La mostra a Milano. Maurizio Cattelan e il totem oscuro delle Torri Gemelle
Maurizio Cattelan, "Blind", 2021. Veduta dell’installazione, Pirelli HangarBicocca, Milano.
Ci sono diverse versioni su cosa avrebbe detto Karlheinz Stockhausen sull’attentato alla Torri Gemelle: “un capolavoro cosmico”, “la più grande opera d’arte possibile in tutto il cosmo” o ancora “il capolavoro di Luzifer”. Il suo discorso, semplificato dai media, scatenò indignazione. Parole incomprensibili per una società stordita dallo choc. Ma a distanza di venti anni appaiono più chiare: l’attentato dell’11 settembre è stata un’operazione così assurdamente “grandiosa”, così curata nei dettagli e perfettamente eseguita, pensata interamente in funzione della sua dimensione visiva – consapevole delle regole dell’estetica della società di massa – e così caratterizzata dalla dimensione sacrificale da apparire come una performance rituale di impatto planetario.

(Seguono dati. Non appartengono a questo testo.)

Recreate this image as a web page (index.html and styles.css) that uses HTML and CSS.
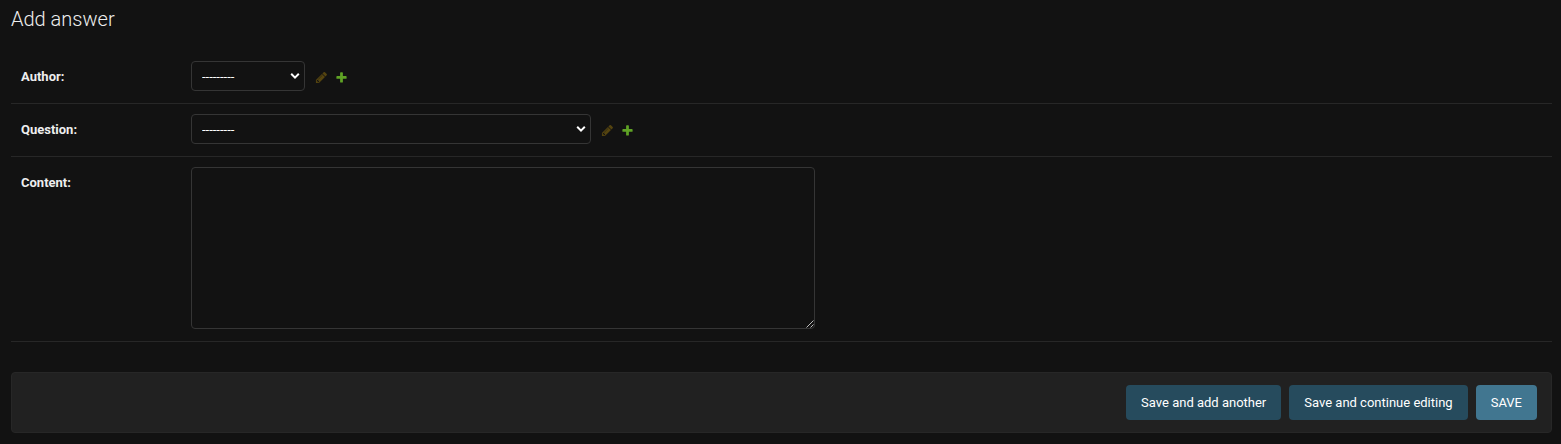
FILE: index.html
```html
<!DOCTYPE html>
<html lang="en">
<head>
<meta charset="utf-8">
<title>Add answer</title>
<link rel="stylesheet" href="styles.css">
</head>
<body>
<svg class="sprite" aria-hidden="true">
  <symbol id="pencil" viewBox="0 0 1792 1792"><path d="M491 1536l91-91-235-235-91 91v107h128v128h107zm523-928q0-22-22-22-10 0-17 7l-542 542q-7 7-7 17 0 22 22 22 10 0 17-7l542-542q7-7 7-17zm-54-192l416 416-832 832h-416v-416zm683 96q0 53-37 90l-166 166-416-416 166-165q36-38 90-38 53 0 91 38l235 234q37 39 37 91z"/></symbol>
  <symbol id="plus" viewBox="0 0 1792 1792"><path d="M1600 796v192q0 40-28 68t-68 28h-416v416q0 40-28 68t-68 28h-192q-40 0-68-28t-28-68v-416h-416q-40 0-68-28t-28-68v-192q0-40 28-68t68-28h416v-416q0-40 28-68t68-28h192q40 0 68 28t28 68v416h416q40 0 68 28t28 68z"/></symbol>
  <symbol id="chevron" viewBox="0 0 10 8"><path d="M1.2 1.8L5 5.6L8.8 1.8" fill="none" stroke="#fff" stroke-width="2"/></symbol>
</svg>
<main class="content">
  <h1 class="title">Add answer</h1>
  <form>
    <div class="form-row">
      <label class="label" for="author">Author:</label>
      <div class="field">
        <select class="select select-author" id="author"><option>---------</option></select>
        <svg class="chevron"><use href="#chevron"/></svg>
      </div>
      <svg class="icon icon-change"><use href="#pencil"/></svg>
      <svg class="icon icon-add"><use href="#plus"/></svg>
    </div>
    <div class="form-row">
      <label class="label" for="question">Question:</label>
      <div class="field">
        <select class="select select-question" id="question"><option>---------</option></select>
        <svg class="chevron"><use href="#chevron"/></svg>
      </div>
      <svg class="icon icon-change"><use href="#pencil"/></svg>
      <svg class="icon icon-add"><use href="#plus"/></svg>
    </div>
    <div class="form-row">
      <label class="label" for="body">Content:</label>
      <div class="field">
        <textarea class="textarea" id="body"></textarea>
        <svg class="grip" viewBox="0 0 8 8"><path d="M0.5 7.5L7.5 0.5M4.5 7.5L7.5 4.5" stroke="#bbb" stroke-width="1"/></svg>
      </div>
    </div>
    <div class="submit-row">
      <button class="button" type="button">Save and add another</button>
      <button class="button" type="button">Save and continue editing</button>
      <button class="button button-default" type="button">SAVE</button>
    </div>
  </form>
</main>
</body>
</html>
```
FILE: styles.css
```css
* { box-sizing: border-box; }
body {
  margin: 0;
  background: #121212;
  color: #eee;
  font: 13px/16px Roboto, sans-serif;
  color-scheme: dark;
}
.sprite { display: none; }
.content { padding: 7px 9px 0 11px; }
.title {
  margin: 0 0 20px;
  font-size: 20px;
  line-height: 24px;
  font-weight: 300;
}
.form-row {
  display: flex;
  align-items: flex-start;
  padding: 10px 10px 12px;
  border-bottom: 1px solid #272727;
}
.label {
  width: 170px;
  padding-top: 8px;
  font-weight: 700;
}
.field {
  display: flex;
  position: relative;
}
.select, .textarea {
  margin: 0;
  border: 1px solid #353535;
  border-radius: 4px;
  background-color: #121212;
  color: #eee;
  font: 13px Roboto, sans-serif;
}
.select {
  appearance: none;
  height: 30px;
  padding: 5px 10px;
  color: #fff;
}
.select-author { width: 114px; }
.select-question { width: 400px; }
.chevron {
  position: absolute;
  top: 11px;
  right: 5px;
  width: 10px;
  height: 8px;
  pointer-events: none;
}
.textarea {
  display: block;
  width: 624px;
  height: 162px;
  padding: 5px 6px;
  resize: none;
}
.grip {
  position: absolute;
  right: 1px;
  bottom: 1px;
  width: 8px;
  height: 8px;
  pointer-events: none;
}
.icon {
  width: 13px;
  height: 13px;
  margin-top: 10px;
}
.icon-change { margin-left: 10px; fill: #efb80b; opacity: .3; }
.icon-add { margin-left: 7px; fill: #5fa225; }
.submit-row {
  display: flex;
  justify-content: flex-end;
  gap: 8px;
  margin-top: 30px;
  height: 61px;
  padding: 12px 14px;
  border: 1px solid #272727;
  border-radius: 4px;
  background: #212121;
}
.button {
  height: 35px;
  padding: 0 15px;
  border: 0;
  border-radius: 4px;
  background: #264b5d;
  color: #fff;
  font: 13px Roboto, sans-serif;
}
.button-default { background: #417690; }
```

La distruzione del World Trade Center non è stato un semplice attentato: nella sua dimensione collettiva, portata su una scala impensabile, tanto nell’attuazione quanto nella ricezione (verrebbe da dire persino “contemplazione”) investe il campo del rito, nella sua accezione più cruenta e ancestrale. E nel sacro deve essere ricondotto per essere compreso ed elaborato.
Le affermazioni di Stockhausen devono essere rimaste nella testa di Maurizio Cattelan, che l’11 settembre 2001 era a New York. A quell’evento dedica ora una installazione all’Hangar Bicocca. Figura divisiva, giudicato senza mezzi termini genio o cialtrone, Cattelan questa volta lascia da parte la sfrontatezza che lo ha sempre contraddistinto e organizza un percorso in tre tempi che ha a che fare con l’inesplicabile e la violenza che il sacro porta con sé. Gli enormi spazi che furono dell’Ansaldo sono, come vuole la retorica, una “cattedrale del lavoro” e sulla falsariga di un tempio, dotato di un atrio/nartece, una navata (così è per altro denominato il grande ambiente longitudinale) e una cella, Cattelan imposta il percorso.
Nel vasto buio della “Piazza”, la prima tappa, colloca una misteriosa figura bianca, sdraiata e di schiena: scopriremo solo avvicinandoci (una strategia usuale in Cattelan) che sono due. Sembrano dormire. L’uomo è in posizione fetale, davanti a lui un cane pare condividerne il respiro. Piccole figure in una oscurità senza confini. Ci si incammina allora nella navata, un lungo corridoio ritmato da pilastri d’acciaio. Sembra vuoto ma ovunque sono appollaiati piccioni imbalsamati, riattuazione di storiche installazioni dell’artista, presenze inquietanti (l’immaginario cinematografico è chiaro) e incombenti. In fondo oltre un varco nel muro c’è una stanza in piena luce, il Cubo (dalla forma del volume), al cui interno si vede un blocco nero. È un ambiente che funziona come la tribuna in una chiesa rinascimentale: già Boltanski aveva individuato la possibile articolazione in senso simbolico-sacrale di questo spazio, abitato da un divino simile a un cieco fato. Il blocco nero che si mostra a poco a poco è un monolite nero (ancora cinema) attraversato dalla sagoma nera di un aereo.
Non è la prima volta che Cattelan affronta il problema del sacro. Lo ha fatto a modo suo nella La nona ora, la celebre e contestata immagine di Giovanni Paolo II travolto da un meteorite. L’enorme scultura nera, ingombrante nella cella chiara, nella sua opacità è l’ipostasi di un interrogativo. L’orrore – l’indicibile per eccellenza – ha un suo fascino, una sua perfezione? Quella sul male non è forse una domanda sul suo fascino: la sua “bellezza”? Cattelan si concentra sul gesto e sulla sua forma come si è visivamente solidificata nella coscienza collettiva. La chimera che fonde per sempre assieme distrutto e distruttore è un totem verso il quale provare un misto di paura e attrazione. Il Moloch dell’11 settembre.